::: Data excerpt

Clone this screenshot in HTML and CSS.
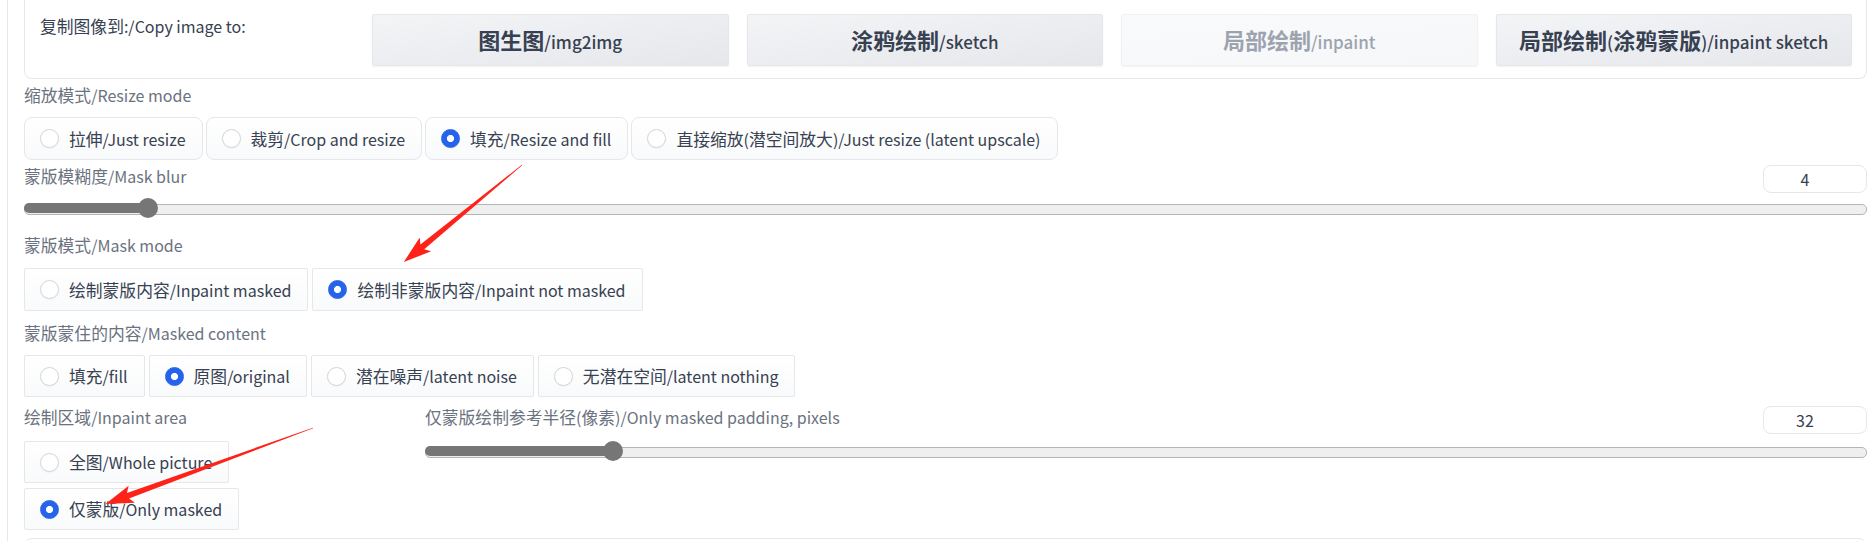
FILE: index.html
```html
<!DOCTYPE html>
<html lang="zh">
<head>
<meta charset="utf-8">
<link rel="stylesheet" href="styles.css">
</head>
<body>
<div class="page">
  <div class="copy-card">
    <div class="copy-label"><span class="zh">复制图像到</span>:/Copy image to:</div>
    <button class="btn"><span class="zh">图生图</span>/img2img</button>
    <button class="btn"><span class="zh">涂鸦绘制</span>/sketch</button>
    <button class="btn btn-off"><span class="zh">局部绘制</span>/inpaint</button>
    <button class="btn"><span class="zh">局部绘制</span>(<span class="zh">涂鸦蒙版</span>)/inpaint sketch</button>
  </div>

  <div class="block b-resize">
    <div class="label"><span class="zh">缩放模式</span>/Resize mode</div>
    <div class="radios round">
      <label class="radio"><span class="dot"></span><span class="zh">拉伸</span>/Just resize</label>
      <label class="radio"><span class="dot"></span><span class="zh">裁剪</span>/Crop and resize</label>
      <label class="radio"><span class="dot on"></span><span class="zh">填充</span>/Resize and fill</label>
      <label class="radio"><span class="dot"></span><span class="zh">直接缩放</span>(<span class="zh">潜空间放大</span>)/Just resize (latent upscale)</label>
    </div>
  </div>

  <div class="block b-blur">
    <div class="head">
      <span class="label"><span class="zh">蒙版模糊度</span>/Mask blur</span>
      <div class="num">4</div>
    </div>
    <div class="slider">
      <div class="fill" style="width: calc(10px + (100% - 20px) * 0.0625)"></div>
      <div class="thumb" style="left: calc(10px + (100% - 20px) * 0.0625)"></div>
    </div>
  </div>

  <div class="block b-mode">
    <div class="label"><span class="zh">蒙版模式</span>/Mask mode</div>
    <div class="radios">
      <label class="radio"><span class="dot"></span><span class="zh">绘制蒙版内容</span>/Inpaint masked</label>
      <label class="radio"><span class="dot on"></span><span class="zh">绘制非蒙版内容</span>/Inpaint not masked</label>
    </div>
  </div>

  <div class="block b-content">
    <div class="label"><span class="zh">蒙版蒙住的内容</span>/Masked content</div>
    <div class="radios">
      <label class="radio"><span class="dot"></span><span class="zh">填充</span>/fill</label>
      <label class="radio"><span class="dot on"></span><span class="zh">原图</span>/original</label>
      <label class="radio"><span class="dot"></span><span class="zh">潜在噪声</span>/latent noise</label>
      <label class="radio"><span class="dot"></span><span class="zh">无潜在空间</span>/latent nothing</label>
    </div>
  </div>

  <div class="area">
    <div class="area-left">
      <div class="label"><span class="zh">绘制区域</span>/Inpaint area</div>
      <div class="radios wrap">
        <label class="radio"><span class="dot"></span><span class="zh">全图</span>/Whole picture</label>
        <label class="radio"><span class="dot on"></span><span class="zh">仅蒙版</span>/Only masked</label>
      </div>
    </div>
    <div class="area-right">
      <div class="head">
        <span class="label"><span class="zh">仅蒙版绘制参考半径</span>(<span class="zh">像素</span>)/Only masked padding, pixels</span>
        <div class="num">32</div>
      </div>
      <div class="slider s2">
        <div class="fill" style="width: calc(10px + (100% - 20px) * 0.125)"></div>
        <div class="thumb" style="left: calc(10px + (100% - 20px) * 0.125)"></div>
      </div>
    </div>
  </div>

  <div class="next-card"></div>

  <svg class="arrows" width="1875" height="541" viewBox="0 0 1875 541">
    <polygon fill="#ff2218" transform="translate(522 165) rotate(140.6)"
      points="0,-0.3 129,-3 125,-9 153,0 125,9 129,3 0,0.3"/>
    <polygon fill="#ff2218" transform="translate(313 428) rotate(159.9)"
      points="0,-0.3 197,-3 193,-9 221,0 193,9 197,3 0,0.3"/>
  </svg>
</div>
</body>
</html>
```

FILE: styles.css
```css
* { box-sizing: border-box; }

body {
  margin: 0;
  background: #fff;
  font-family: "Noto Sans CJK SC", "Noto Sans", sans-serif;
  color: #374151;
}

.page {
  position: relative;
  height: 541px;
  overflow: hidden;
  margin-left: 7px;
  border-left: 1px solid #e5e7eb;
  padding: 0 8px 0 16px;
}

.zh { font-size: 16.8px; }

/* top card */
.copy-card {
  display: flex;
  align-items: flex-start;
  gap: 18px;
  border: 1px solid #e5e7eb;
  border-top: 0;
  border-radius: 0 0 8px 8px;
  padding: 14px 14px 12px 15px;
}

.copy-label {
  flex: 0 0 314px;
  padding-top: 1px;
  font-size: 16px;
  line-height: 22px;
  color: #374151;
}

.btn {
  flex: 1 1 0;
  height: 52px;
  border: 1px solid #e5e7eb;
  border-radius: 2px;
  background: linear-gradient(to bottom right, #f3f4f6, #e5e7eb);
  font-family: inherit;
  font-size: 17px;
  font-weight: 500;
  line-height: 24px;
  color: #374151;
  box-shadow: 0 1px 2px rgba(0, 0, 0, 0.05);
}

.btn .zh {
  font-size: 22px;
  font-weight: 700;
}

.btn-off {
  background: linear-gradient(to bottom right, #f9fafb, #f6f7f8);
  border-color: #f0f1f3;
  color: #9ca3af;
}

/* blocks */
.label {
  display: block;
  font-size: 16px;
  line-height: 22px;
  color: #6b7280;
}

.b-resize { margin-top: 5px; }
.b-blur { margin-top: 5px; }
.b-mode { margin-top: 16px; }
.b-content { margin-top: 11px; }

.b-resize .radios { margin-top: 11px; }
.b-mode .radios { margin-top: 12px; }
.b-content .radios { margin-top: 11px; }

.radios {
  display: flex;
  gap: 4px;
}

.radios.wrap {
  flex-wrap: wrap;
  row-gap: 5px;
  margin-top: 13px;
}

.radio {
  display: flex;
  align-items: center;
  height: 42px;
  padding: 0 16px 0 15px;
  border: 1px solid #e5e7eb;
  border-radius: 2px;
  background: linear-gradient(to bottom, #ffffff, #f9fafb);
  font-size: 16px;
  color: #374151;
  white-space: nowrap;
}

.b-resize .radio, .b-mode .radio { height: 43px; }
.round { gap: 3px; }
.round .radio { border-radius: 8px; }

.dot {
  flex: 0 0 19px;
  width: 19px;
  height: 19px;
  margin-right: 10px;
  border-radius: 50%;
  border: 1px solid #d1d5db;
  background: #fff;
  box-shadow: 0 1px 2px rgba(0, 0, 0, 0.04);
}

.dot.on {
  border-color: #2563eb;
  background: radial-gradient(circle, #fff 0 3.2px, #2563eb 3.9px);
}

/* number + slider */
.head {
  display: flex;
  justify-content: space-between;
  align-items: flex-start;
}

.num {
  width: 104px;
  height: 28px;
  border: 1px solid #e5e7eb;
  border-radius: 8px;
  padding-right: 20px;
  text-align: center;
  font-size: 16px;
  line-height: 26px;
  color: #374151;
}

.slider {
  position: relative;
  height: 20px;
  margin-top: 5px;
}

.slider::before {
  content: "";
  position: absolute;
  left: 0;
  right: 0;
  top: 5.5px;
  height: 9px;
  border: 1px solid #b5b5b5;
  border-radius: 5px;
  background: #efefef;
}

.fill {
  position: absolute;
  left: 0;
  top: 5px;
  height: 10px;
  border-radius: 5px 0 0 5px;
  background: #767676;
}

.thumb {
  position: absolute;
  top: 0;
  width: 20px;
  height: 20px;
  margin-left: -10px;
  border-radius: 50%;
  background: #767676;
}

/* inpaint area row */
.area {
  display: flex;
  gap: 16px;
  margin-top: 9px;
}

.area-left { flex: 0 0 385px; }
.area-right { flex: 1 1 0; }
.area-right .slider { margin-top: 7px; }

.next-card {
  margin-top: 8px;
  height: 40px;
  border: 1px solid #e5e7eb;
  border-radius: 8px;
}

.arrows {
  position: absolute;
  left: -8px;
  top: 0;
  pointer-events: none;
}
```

::::::

* [Task brief] Write out the full set of lines verbatim, without the pictures.

* [Exercise solution]
Clone this screenshot in HTML and CSS.
FILE: index.html
```html
<!DOCTYPE html>
<html lang="zh">
<head>
<meta charset="utf-8">
<link rel="stylesheet" href="styles.css">
</head>
<body>
<div class="page">
  <div class="copy-card">
    <div class="copy-label"><span class="zh">复制图像到</span>:/Copy image to:</div>
    <button class="btn"><span class="zh">图生图</span>/img2img</button>
    <button class="btn"><span class="zh">涂鸦绘制</span>/sketch</button>
    <button class="btn btn-off"><span class="zh">局部绘制</span>/inpaint</button>
    <button class="btn"><span class="zh">局部绘制</span>(<span class="zh">涂鸦蒙版</span>)/inpaint sketch</button>
  </div>

  <div class="block b-resize">
    <div class="label"><span class="zh">缩放模式</span>/Resize mode</div>
    <div class="radios round">
      <label class="radio"><span class="dot"></span><span class="zh">拉伸</span>/Just resize</label>
      <label class="radio"><span class="dot"></span><span class="zh">裁剪</span>/Crop and resize</label>
      <label class="radio"><span class="dot on"></span><span class="zh">填充</span>/Resize and fill</label>
      <label class="radio"><span class="dot"></span><span class="zh">直接缩放</span>(<span class="zh">潜空间放大</span>)/Just resize (latent upscale)</label>
    </div>
  </div>

  <div class="block b-blur">
    <div class="head">
      <span class="label"><span class="zh">蒙版模糊度</span>/Mask blur</span>
      <div class="num">4</div>
    </div>
    <div class="slider">
      <div class="fill" style="width: calc(10px + (100% - 20px) * 0.0625)"></div>
      <div class="thumb" style="left: calc(10px + (100% - 20px) * 0.0625)"></div>
    </div>
  </div>

  <div class="block b-mode">
    <div class="label"><span class="zh">蒙版模式</span>/Mask mode</div>
    <div class="radios">
      <label class="radio"><span class="dot"></span><span class="zh">绘制蒙版内容</span>/Inpaint masked</label>
      <label class="radio"><span class="dot on"></span><span class="zh">绘制非蒙版内容</span>/Inpaint not masked</label>
    </div>
  </div>

  <div class="block b-content">
    <div class="label"><span class="zh">蒙版蒙住的内容</span>/Masked content</div>
    <div class="radios">
      <label class="radio"><span class="dot"></span><span class="zh">填充</span>/fill</label>
      <label class="radio"><span class="dot on"></span><span class="zh">原图</span>/original</label>
      <label class="radio"><span class="dot"></span><span class="zh">潜在噪声</span>/latent noise</label>
      <label class="radio"><span class="dot"></span><span class="zh">无潜在空间</span>/latent nothing</label>
    </div>
  </div>

  <div class="area">
    <div class="area-left">
      <div class="label"><span class="zh">绘制区域</span>/Inpaint area</div>
      <div class="radios wrap">
        <label class="radio"><span class="dot"></span><span class="zh">全图</span>/Whole picture</label>
        <label class="radio"><span class="dot on"></span><span class="zh">仅蒙版</span>/Only masked</label>
      </div>
    </div>
    <div class="area-right">
      <div class="head">
        <span class="label"><span class="zh">仅蒙版绘制参考半径</span>(<span class="zh">像素</span>)/Only masked padding, pixels</span>
        <div class="num">32</div>
      </div>
      <div class="slider s2">
        <div class="fill" style="width: calc(10px + (100% - 20px) * 0.125)"></div>
        <div class="thumb" style="left: calc(10px + (100% - 20px) * 0.125)"></div>
      </div>
    </div>
  </div>

  <div class="next-card"></div>

  <svg class="arrows" width="1875" height="541" viewBox="0 0 1875 541">
    <polygon fill="#ff2218" transform="translate(522 165) rotate(140.6)"
      points="0,-0.3 129,-3 125,-9 153,0 125,9 129,3 0,0.3"/>
    <polygon fill="#ff2218" transform="translate(313 428) rotate(159.9)"
      points="0,-0.3 197,-3 193,-9 221,0 193,9 197,3 0,0.3"/>
  </svg>
</div>
</body>
</html>
```

FILE: styles.css
```css
* { box-sizing: border-box; }

body {
  margin: 0;
  background: #fff;
  font-family: "Noto Sans CJK SC", "Noto Sans", sans-serif;
  color: #374151;
}

.page {
  position: relative;
  height: 541px;
  overflow: hidden;
  margin-left: 7px;
  border-left: 1px solid #e5e7eb;
  padding: 0 8px 0 16px;
}

.zh { font-size: 16.8px; }

/* top card */
.copy-card {
  display: flex;
  align-items: flex-start;
  gap: 18px;
  border: 1px solid #e5e7eb;
  border-top: 0;
  border-radius: 0 0 8px 8px;
  padding: 14px 14px 12px 15px;
}

.copy-label {
  flex: 0 0 314px;
  padding-top: 1px;
  font-size: 16px;
  line-height: 22px;
  color: #374151;
}

.btn {
  flex: 1 1 0;
  height: 52px;
  border: 1px solid #e5e7eb;
  border-radius: 2px;
  background: linear-gradient(to bottom right, #f3f4f6, #e5e7eb);
  font-family: inherit;
  font-size: 17px;
  font-weight: 500;
  line-height: 24px;
  color: #374151;
  box-shadow: 0 1px 2px rgba(0, 0, 0, 0.05);
}

.btn .zh {
  font-size: 22px;
  font-weight: 700;
}

.btn-off {
  background: linear-gradient(to bottom right, #f9fafb, #f6f7f8);
  border-color: #f0f1f3;
  color: #9ca3af;
}

/* blocks */
.label {
  display: block;
  font-size: 16px;
  line-height: 22px;
  color: #6b7280;
}

.b-resize { margin-top: 5px; }
.b-blur { margin-top: 5px; }
.b-mode { margin-top: 16px; }
.b-content { margin-top: 11px; }

.b-resize .radios { margin-top: 11px; }
.b-mode .radios { margin-top: 12px; }
.b-content .radios { margin-top: 11px; }

.radios {
  display: flex;
  gap: 4px;
}

.radios.wrap {
  flex-wrap: wrap;
  row-gap: 5px;
  margin-top: 13px;
}

.radio {
  display: flex;
  align-items: center;
  height: 42px;
  padding: 0 16px 0 15px;
  border: 1px solid #e5e7eb;
  border-radius: 2px;
  background: linear-gradient(to bottom, #ffffff, #f9fafb);
  font-size: 16px;
  color: #374151;
  white-space: nowrap;
}

.b-resize .radio, .b-mode .radio { height: 43px; }
.round { gap: 3px; }
.round .radio { border-radius: 8px; }

.dot {
  flex: 0 0 19px;
  width: 19px;
  height: 19px;
  margin-right: 10px;
  border-radius: 50%;
  border: 1px solid #d1d5db;
  background: #fff;
  box-shadow: 0 1px 2px rgba(0, 0, 0, 0.04);
}

.dot.on {
  border-color: #2563eb;
  background: radial-gradient(circle, #fff 0 3.2px, #2563eb 3.9px);
}

/* number + slider */
.head {
  display: flex;
  justify-content: space-between;
  align-items: flex-start;
}

.num {
  width: 104px;
  height: 28px;
  border: 1px solid #e5e7eb;
  border-radius: 8px;
  padding-right: 20px;
  text-align: center;
  font-size: 16px;
  line-height: 26px;
  color: #374151;
}

.slider {
  position: relative;
  height: 20px;
  margin-top: 5px;
}

.slider::before {
  content: "";
  position: absolute;
  left: 0;
  right: 0;
  top: 5.5px;
  height: 9px;
  border: 1px solid #b5b5b5;
  border-radius: 5px;
  background: #efefef;
}

.fill {
  position: absolute;
  left: 0;
  top: 5px;
  height: 10px;
  border-radius: 5px 0 0 5px;
  background: #767676;
}

.thumb {
  position: absolute;
  top: 0;
  width: 20px;
  height: 20px;
  margin-left: -10px;
  border-radius: 50%;
  background: #767676;
}

/* inpaint area row */
.area {
  display: flex;
  gap: 16px;
  margin-top: 9px;
}

.area-left { flex: 0 0 385px; }
.area-right { flex: 1 1 0; }
.area-right .slider { margin-top: 7px; }

.next-card {
  margin-top: 8px;
  height: 40px;
  border: 1px solid #e5e7eb;
  border-radius: 8px;
}

.arrows {
  position: absolute;
  left: -8px;
  top: 0;
  pointer-events: none;
}
```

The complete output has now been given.